All you have to do is embrace the simple message that God has always loved you and the cross shows how Jesus would stop at nothing to bring you that truth. Complicated theories of atonement only muddy the water and you’re better off without them.
Unfortunately, they tend to get everywhere. Like expensive gadgets that no one actually needs, once they’re made people will start to market them with gusto. They may be born in theological institutes, but atonement theories show up in hymns, sermons and CS Lewis books aplenty. After all the effort gone into making them, you better believe that the church industrial complex really wants you to buy one, and preferably the latest model.
But Advent gives me hope. At Advent, we can reset the system and go again with the start of a new liturgical year. It’s an opportunity to receive the incarnation with fresh and innocent hearts as though hearing the story for the first time.

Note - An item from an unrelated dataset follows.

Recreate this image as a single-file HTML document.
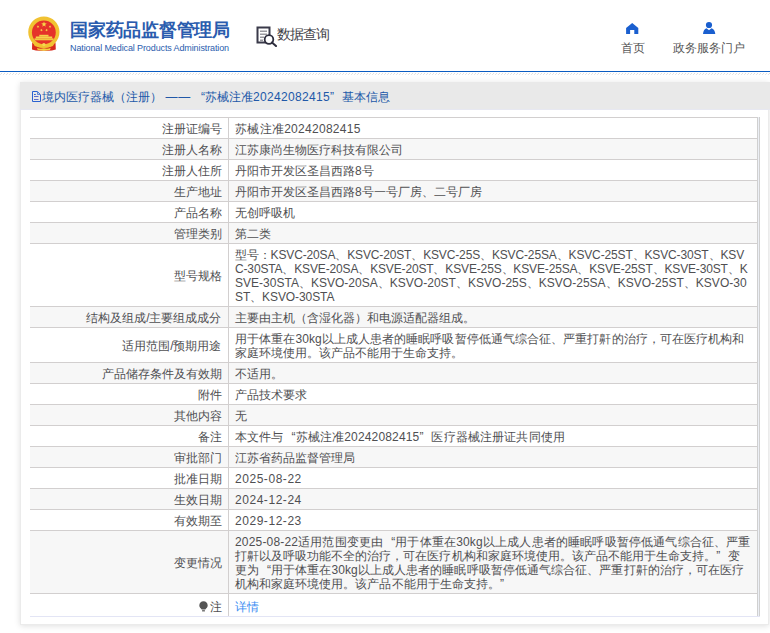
<!DOCTYPE html>
<html><head><meta charset="utf-8">
<style>
*{margin:0;padding:0;box-sizing:border-box}
html,body{width:770px;height:633px;overflow:hidden;background:#fff;font-family:"Liberation Sans",sans-serif;color:#555}
.hdr{position:absolute;left:0;top:0;width:770px;height:72px;background:#fff}
.blue{position:absolute;left:0;top:71px;width:770px;height:1px;background:#0b5cc2}
.hatch{position:absolute;left:0;top:73px;width:770px;height:1px;background:repeating-linear-gradient(90deg,#fff 0,#fff 1px,#e0e0e0 1px,#e0e0e0 2px,#fff 2px,#fff 3px)}
.hatch2{position:absolute;left:0;top:74px;width:770px;height:1px;background:repeating-linear-gradient(90deg,#e6e6e6 0,#e6e6e6 1px,#fff 1px,#fff 3px)}
.emb{position:absolute;left:28px;top:17px;width:32px;height:34px}
.t1{position:absolute;left:70px;top:19px;font-size:18px;font-weight:bold;color:#2a5cae;white-space:nowrap;line-height:22px;letter-spacing:-0.25px}
.t2{position:absolute;left:70px;top:42.5px;font-size:9px;color:#2a5cae;white-space:nowrap;line-height:11px;letter-spacing:-0.115px}
.dq{position:absolute;left:256px;top:26px;width:22px;height:21px}
.dqt{position:absolute;left:276.5px;top:25px;font-size:14px;color:#3f3f48;white-space:nowrap;line-height:18px;letter-spacing:-0.9px}
.nav{position:absolute;top:39.5px;font-size:12px;color:#555;white-space:nowrap;line-height:16px}
.panel{position:absolute;left:20px;top:82px;width:749px;height:543px;background:#fff;border:1px solid #ebebeb;box-shadow:0 1px 6px rgba(0,0,0,0.13)}
.bar{position:absolute;left:20px;top:82px;width:750px;height:28px;background:#e9e9e9;border-bottom:1px solid #e7e8f1}
.bart{position:absolute;left:31px;top:88.6px;font-size:12px;color:#2158a8;white-space:nowrap;line-height:16px}
table{position:absolute;left:30px;top:117px;width:730px;border-collapse:collapse;font-size:12px;line-height:14px}
td{border-top:1px solid #d2cfcf;padding:4px 0 2px 6.5px;vertical-align:middle;white-space:nowrap;color:#4f4f52}
td.l{width:198px;text-align:right;padding:4px 6px 2px 0;border-right:1px solid #d2cfcf}
tr:nth-child(even) td{background:#f7f7f7}
.rb{position:absolute;left:757px;top:117px;width:3px;height:500px;border-left:1px solid #d0d0d0;border-right:1px solid #d0d0d0;background:#eceff5}
.lastline{position:absolute;left:30px;top:616px;width:730px;height:1px;background:#e3e5f5}
a{color:#3a8cf2;text-decoration:none}
tr.last td{padding-top:6px;padding-bottom:2px}
.bulb{vertical-align:-1px;margin-right:2px;position:relative;left:0.5px}
i{font-style:normal}
.ql{display:inline-block;width:12px;text-align:right}
.qr{display:inline-block;width:12px;text-align:left}
</style></head><body>
<div class="hdr"></div>
<svg style="position:absolute;left:0;top:0" width="80" height="72" viewBox="0 0 80 72">
  <path d="M32.2 42.5 L55.5 42.5 L55.8 49.5 Q50 51.5 43.85 50.5 Q37.7 51.5 32 49.5 Z" fill="#d92a1d"/>
  <circle cx="43.85" cy="32.1" r="15.6" fill="#f1c232"/>
  <circle cx="43.85" cy="32.4" r="11.9" fill="#e5322a"/>
  <polygon points="44.00,21.40 44.68,23.36 46.76,23.40 45.10,24.66 45.70,26.65 44.00,25.46 42.30,26.65 42.90,24.66 41.24,23.40 43.32,23.36" fill="#f7d848"/>
  <polygon points="38.90,25.63 38.58,26.55 39.30,27.22 38.32,27.21 37.90,28.10 37.61,27.16 36.64,27.04 37.44,26.48 37.26,25.51 38.04,26.10" fill="#f7d848"/>
  <polygon points="49.10,25.63 49.96,26.10 50.74,25.51 50.56,26.48 51.36,27.04 50.39,27.16 50.10,28.10 49.68,27.21 48.70,27.22 49.42,26.55" fill="#f7d848"/>
  <polygon points="41.98,28.78 42.00,29.76 42.90,30.15 41.97,30.47 41.89,31.45 41.29,30.66 40.34,30.88 40.90,30.08 40.40,29.24 41.33,29.52" fill="#f7d848"/>
  <polygon points="46.02,28.78 46.67,29.52 47.60,29.24 47.10,30.08 47.66,30.88 46.71,30.66 46.11,31.45 46.03,30.47 45.10,30.15 46.00,29.76" fill="#f7d848"/>
  <rect x="39.3" y="34.8" width="9.2" height="1.8" fill="#f5d24a"/>
  <rect x="35.8" y="36.5" width="16.4" height="1.9" fill="#f5d24a"/>
  <rect x="34.5" y="38.3" width="19" height="2" fill="#f2c640"/>
  <path d="M33.5 43.5 Q43.85 47.5 54.2 43.5 L53 46 Q43.85 50 34.7 46 Z" fill="#f1c232"/>
  <path d="M37 47.8 Q40 49.5 43.85 48.3 Q47.7 49.5 50.7 47.8 L50 50 Q43.85 51.5 37.7 50 Z" fill="#f3cf3c"/>
  <circle cx="43.85" cy="44.6" r="1.7" fill="#f6d850"/>
</svg>
<div class="t1">国家药品监督管理局</div>
<div class="t2">National Medical Products Administration</div>
<svg class="dq" viewBox="0 0 22 21">
  <rect x="1.5" y="1.5" width="12" height="15" fill="none" stroke="#3a3a4a" stroke-width="2"/>
  <rect x="4" y="4.5" width="7" height="1.5" fill="#9a9aa0"/>
  <rect x="4" y="7.5" width="7" height="1.5" fill="#9a9aa0"/>
  <rect x="4" y="10.5" width="4" height="1.5" fill="#9a9aa0"/>
  <rect x="4" y="13.5" width="3" height="1.5" fill="#9a9aa0"/>
  <circle cx="13" cy="13.5" r="4.3" fill="#fff" stroke="#2d2d3d" stroke-width="1.8"/>
  <line x1="16" y1="16.5" x2="20" y2="20" stroke="#2d2d3d" stroke-width="2" stroke-linecap="round"/>
</svg>
<div class="dqt">数据查询</div>
<svg style="position:absolute;left:600px;top:0" width="170" height="60" viewBox="600 0 170 60"><path d="M632.2 23 L638.3 27.9 V33.9 H634.3 V30.1 H630.1 V33.9 H626.1 V27.9 Z" fill="#1a5fcf"/></svg>
<div class="nav" style="left:621px">首页</div>
<svg style="position:absolute;left:600px;top:0" width="170" height="60" viewBox="600 0 170 60"><circle cx="709" cy="25" r="3.1" fill="#1a5fcf"/><path d="M703 34.1 Q703.3 29.5 706.5 28.3 L709 30.2 L711.5 28.3 Q714.9 29.5 715.3 34.1 Z" fill="#1a5fcf"/></svg>
<div class="nav" style="left:673px">政务服务门户</div>
<div class="blue"></div>
<div class="hatch"></div><div class="hatch2"></div>
<div class="panel"></div>
<div class="bar"></div>
<svg style="position:absolute;left:31px;top:91px" width="11" height="12" viewBox="0 0 11 12"><path d="M1.5 0.5 H6.3 L9.5 3.7 V10.5 H1.5 Z" fill="none" stroke="#2a62d0" stroke-width="1"/><path d="M6.5 1 V3.5 H9" fill="none" stroke="#2a62d0" stroke-width="1" opacity="0.7"/><rect x="3" y="3" width="1.8" height="1" fill="#2a62d0"/><rect x="3" y="5" width="4.5" height="1" fill="#5c6cc8"/><rect x="3" y="8" width="4.5" height="1" fill="#5c6cc8"/></svg>
<div class="bart" style="left:42px">境内医疗器械（注册）</div>
<div class="bart" style="left:165.5px;letter-spacing:0.7px">——</div>
<div class="bart" style="left:193px"><i class="ql">“</i>苏械注准<span style="letter-spacing:0.33px">20242082415</span><i class="qr">”</i></div>
<div class="bart" style="left:341.5px">基本信息</div>
<table>
<tr><td class="l">注册证编号</td><td><span class="ln" id="L0_0" style="letter-spacing:0.286px">苏械注准20242082415</span></td></tr>
<tr><td class="l">注册人名称</td><td><span class="ln" id="L1_0">江苏康尚生物医疗科技有限公司</span></td></tr>
<tr><td class="l">注册人住所</td><td><span class="ln" id="L2_0">丹阳市开发区圣昌西路8号</span></td></tr>
<tr><td class="l">生产地址</td><td><span class="ln" id="L3_0">丹阳市开发区圣昌西路8号一号厂房、二号厂房</span></td></tr>
<tr><td class="l">产品名称</td><td><span class="ln" id="L4_0">无创呼吸机</span></td></tr>
<tr><td class="l">管理类别</td><td><span class="ln" id="L5_0">第二类</span></td></tr>
<tr><td class="l">型号规格</td><td><span class="ln" id="L6_0" style="letter-spacing:-0.141px">型号：KSVC-20SA、KSVC-20ST、KSVC-25S、KSVC-25SA、KSVC-25ST、KSVC-30ST、KSV</span><br><span class="ln" id="L6_1" style="letter-spacing:-0.149px">C-30STA、KSVE-20SA、KSVE-20ST、KSVE-25S、KSVE-25SA、KSVE-25ST、KSVE-30ST、K</span><br><span class="ln" id="L6_2" style="letter-spacing:0.015px">SVE-30STA、KSVO-20SA、KSVO-20ST、KSVO-25S、KSVO-25SA、KSVO-25ST、KSVO-30</span><br><span class="ln" id="L6_3" style="letter-spacing:-0.083px">ST、KSVO-30STA</span></td></tr>
<tr><td class="l">结构及组成/主要组成成分</td><td><span class="ln" id="L7_0">主要由主机（含湿化器）和电源适配器组成。</span></td></tr>
<tr><td class="l">适用范围/预期用途</td><td><span class="ln" id="L8_0" style="letter-spacing:0.077px">用于体重在30kg以上成人患者的睡眠呼吸暂停低通气综合征、严重打鼾的治疗，可在医疗机构和</span><br><span class="ln" id="L8_1">家庭环境使用。该产品不能用于生命支持。</span></td></tr>
<tr><td class="l">产品储存条件及有效期</td><td><span class="ln" id="L9_0">不适用。</span></td></tr>
<tr><td class="l">附件</td><td><span class="ln" id="L10_0">产品技术要求</span></td></tr>
<tr><td class="l">其他内容</td><td><span class="ln" id="L11_0">无</span></td></tr>
<tr><td class="l">备注</td><td><span class="ln" id="L12_0" style="letter-spacing:0.155px">本文件与<i class="ql">“</i>苏械注准20242082415<i class="qr">”</i>医疗器械注册证共同使用</span></td></tr>
<tr><td class="l">审批部门</td><td><span class="ln" id="L13_0">江苏省药品监督管理局</span></td></tr>
<tr><td class="l">批准日期</td><td><span class="ln" id="L14_0" style="letter-spacing:0.544px">2025-08-22</span></td></tr>
<tr><td class="l">生效日期</td><td><span class="ln" id="L15_0" style="letter-spacing:0.544px">2024-12-24</span></td></tr>
<tr><td class="l">有效期至</td><td><span class="ln" id="L16_0" style="letter-spacing:0.544px">2029-12-23</span></td></tr>
<tr><td class="l">变更情况</td><td><span class="ln" id="L17_0" style="letter-spacing:0.171px">2025-08-22适用范围变更由<i class="ql">“</i>用于体重在30kg以上成人患者的睡眠呼吸暂停低通气综合征、严重</span><br><span class="ln" id="L17_1" style="letter-spacing:0.029px">打鼾以及呼吸功能不全的治疗，可在医疗机构和家庭环境使用。该产品不能用于生命支持。<i class="qr">”</i>变</span><br><span class="ln" id="L17_2" style="letter-spacing:0.077px">更为<i class="ql">“</i>用于体重在30kg以上成人患者的睡眠呼吸暂停低通气综合征、严重打鼾的治疗，可在医疗</span><br><span class="ln" id="L17_3" style="letter-spacing:0.041px">机构和家庭环境使用。该产品不能用于生命支持。<i class="qr">”</i></span></td></tr>
<tr class="last"><td class="l"><svg class="bulb" width="9" height="11" viewBox="0 0 9 11"><path d="M4.5 0.3 C7 0.3 8.7 2.1 8.7 4.4 C8.7 6.2 7.3 7.2 6.3 8.4 L2.7 8.4 C1.7 7.2 0.3 6.2 0.3 4.4 C0.3 2.1 2 0.3 4.5 0.3 Z" fill="#555"/><rect x="3" y="9" width="3" height="1.6" rx="0.6" fill="#777"/></svg>注</td><td><a>详情</a></td></tr>
</table>
<div class="rb"></div>
<div class="lastline"></div>
</body></html>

Maybe this time we can receive the Christ child not as a sacrifice waiting to be made in order to appease an angry God, but as a profound expression of the love of God we already have.
Let us therefore not reduce Christ to a mechanism of reconciliation that suits one atonement model or another. But let us instead repent of our own religious insecurities and live deeply into the example and teachings heralded by the advent of our Emmanuel.
Make what you want of the cross, but it is the life and teachings of Christ that really open our eyes to the presence of God everywhere.
The name very Emmanuel, after all, does not mean “God might be with us if only we could understand how it works”.
It has always meant, quite simply, that “God is with us” already. Maranatha.